The new product process ideally includes a series a checkpoints that allow team members to evaluate whether the project is, in fact, viable, and whether the team is on a path leading to its success. The new product stages "define the work," while the gates "facilitate decision-making." Although the early stages require few resources, the later ones require great numbers of organization resources. The stage and gate system is designed to work as a "funnel" that begins screening ideas/projects in the early stages of the project, when fewer resources are utilized, and continues throughout the life of the project.
At the project's outset, questions will be answered largely on the basis of assumptions and estimates. The early stages allow the team to move ahead in the absence of complete information. During each stage, information and data are collected and/or generated, resulting in enhanced clarity of the proposition. By proceeding from stage to stage, the team can replace assumptions with known facts.

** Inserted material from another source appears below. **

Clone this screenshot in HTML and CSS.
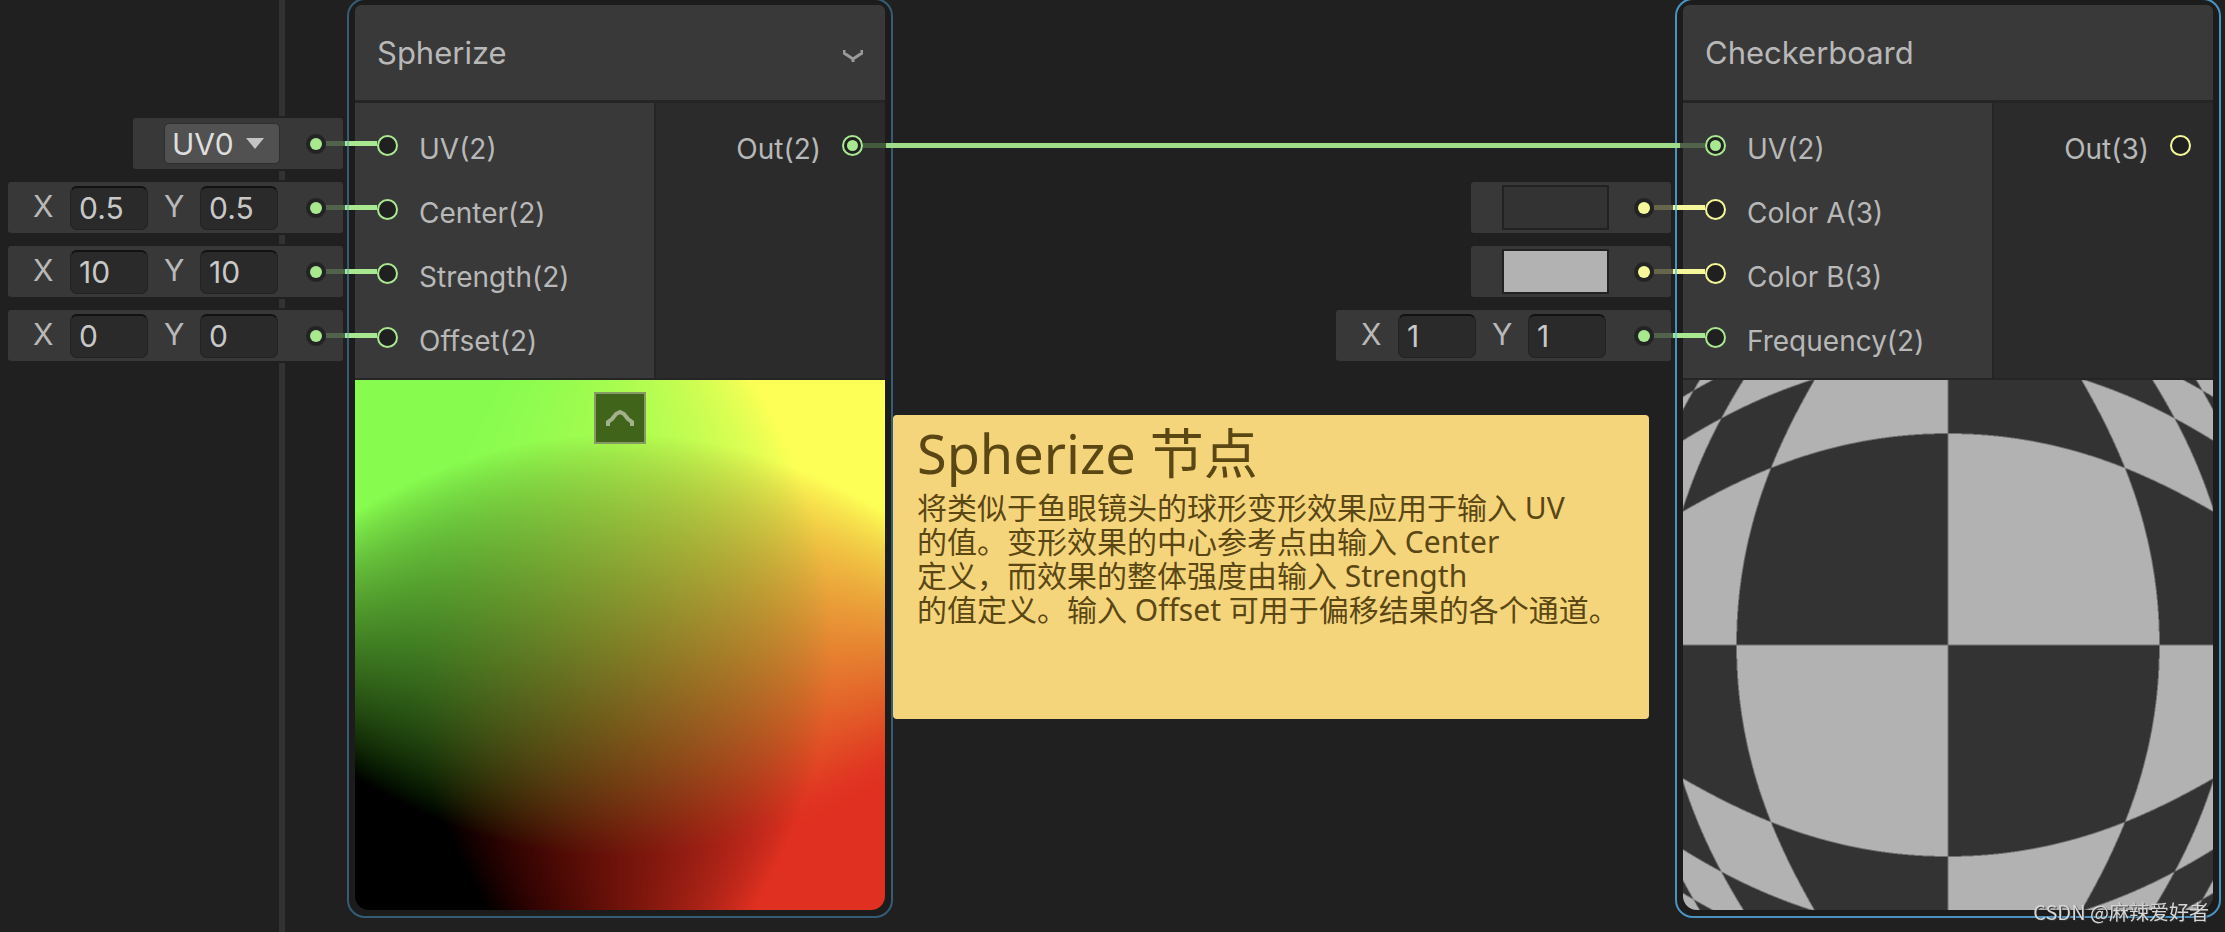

Following each stage, a decision gate exists. The new product team presents its findings, insights and recommendations on the project to designated new product development process gatekeepers. The Gatekeepers are decision-makers, generally senior leaders authorized to review the recommendations of new product teams at key decision points. Here, based on project importance and value, progress achieved, and the risks and unknowns that remain, an informed decision is made relative to the future of the project. The decision options fall into one of three general categories.
stop/kill the project;
re-plan/reset project direction/expectations.
What are the new product stages?
Many of the books written about new product development typically include a series of stage and gates. This approach is generally accepted by the industry as a means of improving the effectiveness of new product development. New product stage and gate processes can have as many as seven stages or as few as three. The appropriate number of stages for a given organization rests on a number of factors, including the complexity of the business; the degree of specialization among disciplines; the culture; and decision-making processes, as well as whether the new products are "close in" or very complex, acceptable risk profile/speed tradeoffs, etc. Similarly, the name provided for each stage is descriptive of the particular stage's content and stated in terminology that is familiar to organization members.

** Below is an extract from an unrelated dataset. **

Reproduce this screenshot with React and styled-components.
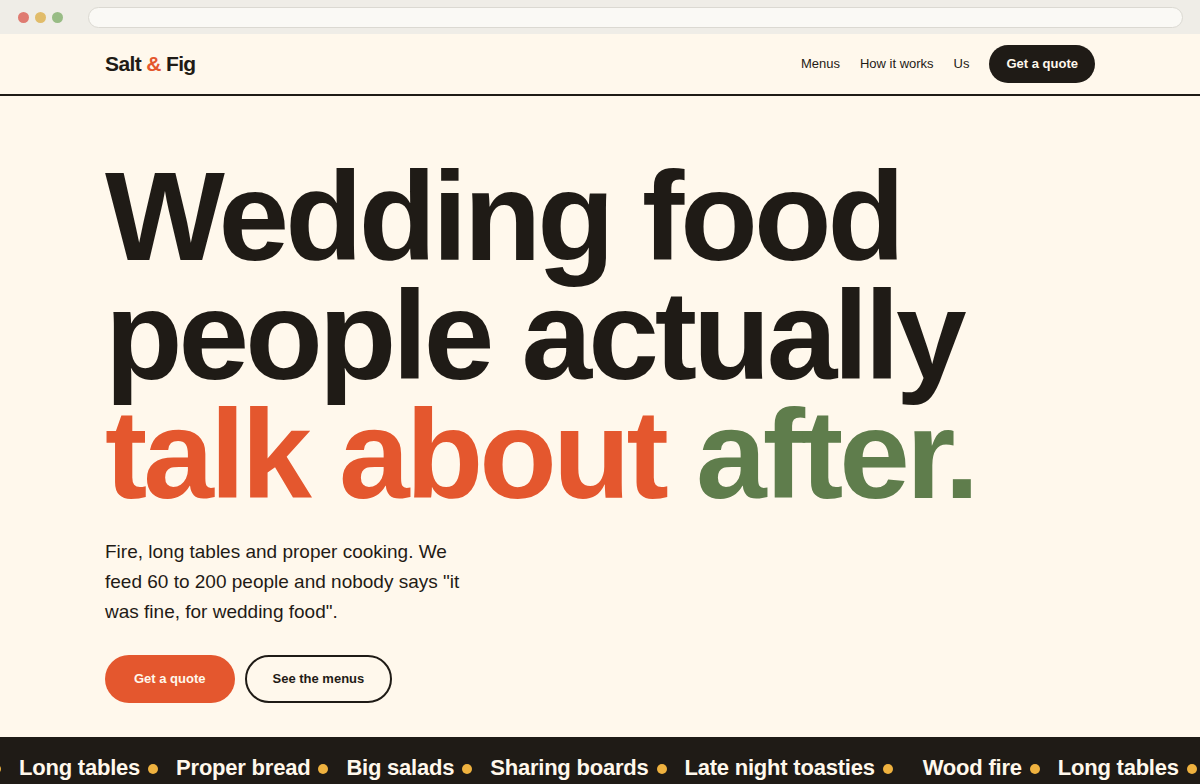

In general, there are three types of stages , early, middle and late. Early stages involve setting project direction, understanding challenges, identifying options and choosing a best path forward. Middle stages focus on creating and optimizing the physical product, and generating information necessary to design and verify capabilities for ongoing production. Late stages concentrate on preparation for and execution of the product start-up, marketplace launch and resolution of any loose ends.
Typical new product development stages
The following details a typical new product process, including a brief definition and description of "the work" within each stage.
Stage 1 - Strategic direction
- Company or business unit leadership defines and communicates areas of business focus, particularly with respect to new product needs and areas of opportunity.
Stage 2_- Idea generation
Ideas are generated to address identified business needs and opportunities.
Stage 3 , Assessment and refinement
Concepts are developed based on best ideas and screened based on consumer interest and feasibility measures.
A thorough evaluation is made of unique project hurdles, requirements for success and best options to overcome/address them.
Stage 4 , Proposition development
The business proposition is developed and information is collected to understand factors affecting project success.
Physical product, process and package development is conducted to enhance understanding of technical and consumer factors, and their relationship, leading to selection of the desired product/process/package design.
Stage 5 , Proposition validation-commercialization
Learning is followed by verification testing to validate understanding and achieve readiness to launch the new product.
Capabilities and mechanisms are built within marketing, sales, supply chain, finance and other disciplines to execute the product launch.
Stage 6 , Product launch
The new capabilities and mechanisms are employed to deliver the product to market and collect feedback on proposition performance.
Performance is assessed relative to achievement of all proposition success criteria (e.g. sales volumes, manufacturing reliability, product quality, consumer satisfaction, etc.)
Stage 7, Ongoing product stewardship
Responsibility is transferred from the product development team to ongoing business process owners in marketing, sales, supply chain, etc.
Learning is captured and analyzed, and specialists are engaged as needed to address any proposition shortfalls, and maintain or improve product performance.
Decision gates -- five key questions
Once "the work" is completed in each stage, it should go through a gate that helps determine if the project is on track and remains viable. To make the process less bureaucratic and more practical, the same five key questions should be asked at each gate, the expectation being that as the project proceeds these questions can be answered with increasing levels of certainty.
Question 1 - Is the project compatible with our key business strategies?
Does the project address a defined business need and is the use of expected resources to fulfill it consistent with business priorities?
Question 2 - Will consumers and customers buy it?
Does the product proposition address a consumer and/or customer need? Can we sell it in the amounts and at the price necessary for business success?
Question 3 - Will we make money with it?
Can we afford the investment in capital, and can we manufacture, market and sell it at a reasonable cost? Will the combination of costs and revenues lead to profitability and acceptable payback of our investment?